Your tendons are the strong elastic pieces of tissue that connect your muscles to the bone and allow them to create movement, when these tissues get overloaded, they can cause pain similar to many other structures in your body. Tendinopathy is a term used to describe a tendon that is painful or not functioning well and includes but is not limited to Tendinitis, Tendinosis and Interstitial Tears of the tendon. These can all be thought of as small micro-tears within your tendon. 

In the early stages of tendon related pain, sometimes medications such as anti inflammatories or cortisone injections will help reduce the pain. Unfortunately this doesn’t mean they are a good choice to manage your pain as they do not address the underlying cause. As mentioned, tendons become painful due to being overloaded; their capacity is being exceeded. To ensure that a tendon issue continues to improve and reduce the risk of the pain returning two major things are required. You need to reduce the harmful load and you need to begin strengthening the tendon in a graded way to re expose it to the load. 
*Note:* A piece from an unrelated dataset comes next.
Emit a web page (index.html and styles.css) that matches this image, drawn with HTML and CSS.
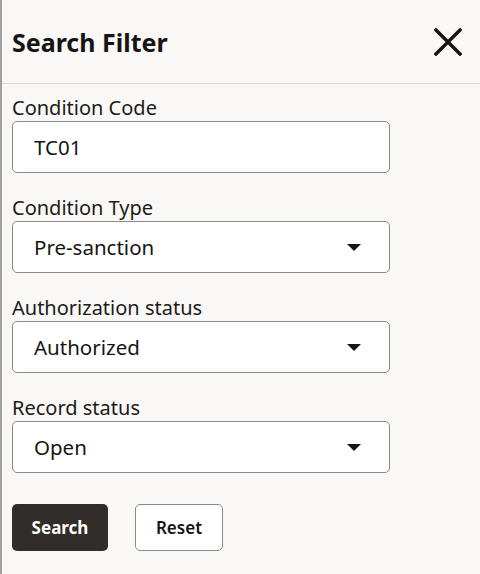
FILE: index.html
```html
<!DOCTYPE html>
<html lang="en">
<head>
    <meta charset="UTF-8">
    <meta name="viewport" content="width=device-width, initial-scale=1.0">
    <title>Search Filter</title>
    <link rel="stylesheet" href="styles.css">
</head>
<body>
    <div class="panel">
        <div class="panel-header">
            <h1>Search Filter</h1>
            <button class="close-btn" aria-label="Close">
                <svg width="28" height="28" viewBox="0 0 28 28">
                    <path d="M2 2 L26 26 M26 2 L2 26" stroke="#161513" stroke-width="3.4" stroke-linecap="square" fill="none"/>
                </svg>
            </button>
        </div>
        <form class="filter-form" onsubmit="return false">
            <div class="field">
                <label for="code">Condition Code</label>
                <input type="text" id="code" class="text-input" value="TC01">
            </div>
            <div class="field">
                <label>Condition Type</label>
                <div class="select-box"><span>Pre-sanction</span><i class="caret"></i></div>
            </div>
            <div class="field">
                <label>Authorization status</label>
                <div class="select-box"><span>Authorized</span><i class="caret"></i></div>
            </div>
            <div class="field">
                <label>Record status</label>
                <div class="select-box"><span>Open</span><i class="caret"></i></div>
            </div>
            <div class="actions">
                <button class="btn btn-primary">Search</button>
                <button class="btn btn-outline" type="reset">Reset</button>
            </div>
        </form>
    </div>
</body>
</html>
```

FILE: styles.css
```css
body {
    margin: 0;
    background: #f9f8f6;
    font-family: "Noto Sans", Arial, sans-serif;
    color: #161513;
}

.panel {
    height: 100vh;
    box-sizing: border-box;
    border-left: 2px solid #a3a19e;
}

.panel-header {
    height: 83px;
    display: flex;
    align-items: center;
    justify-content: space-between;
    padding: 0 18px 0 10px;
    border-bottom: 1px solid #dcdad7;
}

.panel-header h1 {
    margin: 0;
    font-size: 25px;
    font-weight: bold;
}

.close-btn {
    background: none;
    border: none;
    padding: 0;
    width: 28px;
    height: 28px;
    cursor: pointer;
}

.filter-form {
    padding: 11px 0 0 10px;
    width: 378px;
}

.field {
    display: flex;
    flex-direction: column;
    margin-bottom: 22px;
}

.field label {
    font-size: 20px;
    line-height: 26px;
    color: #1d1b19;
}

.text-input,
.select-box {
    box-sizing: border-box;
    height: 52px;
    border: 1px solid #8c8a87;
    border-radius: 5px;
    background: #fff;
    font-family: inherit;
    font-size: 20.5px;
    color: #161513;
    padding: 0 21px;
}

.text-input {
    outline: none;
}

.select-box {
    display: flex;
    align-items: center;
    justify-content: space-between;
    padding-right: 28px;
}

.caret {
    width: 0;
    height: 0;
    border-left: 7px solid transparent;
    border-right: 7px solid transparent;
    border-top: 7px solid #161513;
}

.actions {
    display: flex;
    gap: 27px;
    margin-top: 31px;
}

.btn {
    height: 47px;
    border-radius: 5px;
    font-family: inherit;
    font-size: 17px;
    cursor: pointer;
}

.btn-primary {
    width: 96px;
    background: #312d2a;
    border: none;
    color: #fff;
    font-weight: bold;
}

.btn-outline {
    width: 88px;
    background: #fff;
    border: 1px solid #8c8a87;
    color: #161513;
    font-weight: 600;
}
```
To decide what the harmful load is for your tendon your therapist would take a full history to understand the activities you undertake and enjoy, and educate you on how to modify them for the short term, as well as instruct you on measures you can take to start building up the strength and capacity of the tendon. It is important to be mindful that complete rest isn’t a great solution for tendon related pain. It will begin to feel better but if you don’t build the capacity of the tendon and you return to your previous activities the pain will likely return quite quickly.

Tendinopathy changes are unlikely to heal which is another reason why appropriate strengthening is so effective. When the tendon is loaded appropriately you gain more healthy tendon around the micro tears and the tendon becomes strong enough to keep you going with the activities you enjoy.